Where They’re Headed: Alana Thurston ’16

After she finishes her six-week ecological field and lab work at the Toolik Lake field station in Alaska, Alana Thurston ‘16 will become a laboratory and field technician at Drexel University’s Patrick Center for Environmental Research.

Alana Thurston ’16 is passionate about environmental science and will now follow that passion into the field. The environmental biogeochemistry section of the Patrick Center for Environmental Research, a research department within Drexel University’s Academy of Natural Sciences, has offered Thurston a joint position as a laboratory and field technician. In this new role, she will expand on her three-year experience as an environmental chemistry lab assistant under Associate Professor of Chemistry Helen White, the woman who changed and inspired Thurston’s long-term plans.

“Prior to working with Helen White, I was dead-set on pursuing biology,” says Thurston, who also writes a blog about her scientific endeavors. “However, through studying the lasting effects of crude oil in the Gulf Coast [with her], I began to see how chemical techniques and analysis could be applied to environmental problems, which changed the trajectory of my studies.”

Thurston ended up majoring in chemistry, with a concentration in biochemistry and a minor in environmental studies. In order to broaden her knowledge of environmental science beyond her Bi-Co coursework, she applied to participate in the Semester in Environmental Science program at the Marine Biological Laboratory (MBL), a private international institution affiliated with the University of Chicago and located in Woods Hole, Mass., where she received training in fieldwork, elemental analysis, and independent-research-project designing during her junior year.

Thurston is confident that the experience she acquired at both Haverford and the MBL will help her thrive in her new position. She will be preparing and processing samples from the National Ecological Observatory Network to measure for chlorophyll a, phosphorus, and isotope composition, among other things, and she will collect water, sediment, and plant samples from wetlands and streams in the Delaware and Anacostia rivers.

But the position offers one more perk: exposure to marsh and stream ecosystems.  “The majority of my fieldwork has taken place in New England hardwood forests,” she says, “and so I was also hoping to gain experience in a new ecosystem during this time.”

She will experience another new ecosystem this summer, too, when she studies the impact of a warmer arctic climate on vegetation at a long-term ecological research site at the Toolik Lake field station in Alaska. She is part of a lab group that is trying to determine the adaptability of sedge plant populations in response to slight climate changes, which will help them make predictions about whether they could withstand increasingly warm temperatures. If not, they may be gradually replaced by shrubs—a process which, as documentation proves, has already started. Though this job was originally a six-month research position, Thurston was able to seek out extra funding to join the team for six weeks only, and, luckily, the Patrick Center was willing to postpone her first day of work so she could pursue this opportunity.

Thurston hopes that these diverse, new research experiences will help her determine which specific area of the field of environmental science she will eventually specialize in, in graduate school and beyond.

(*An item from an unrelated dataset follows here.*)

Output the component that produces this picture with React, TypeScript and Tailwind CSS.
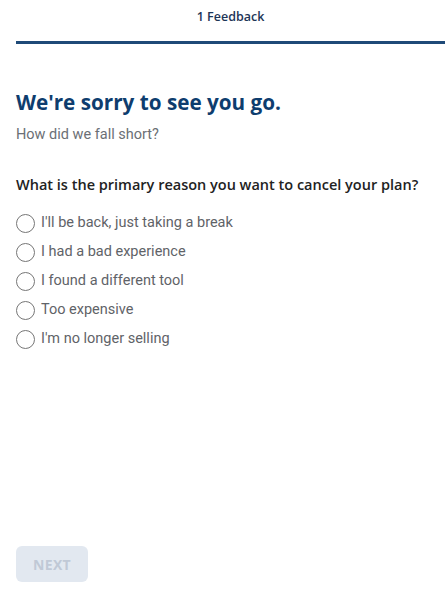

“Right now my studies and lab experiences are all over the place—ranging from studying the degradation of crude oil to the response of terrestrial fungi to warming temperatures,” Thurston says. “I hope that this experience will give me the chance to learn new techniques and make new connections, while also allowing me to reflect on the research I’ve done up until now and start making critical decisions on what I want to do in the future.”

 

“Where They’re Headed” is a blog series reporting on the post-collegiate plans of recent Haverford graduates.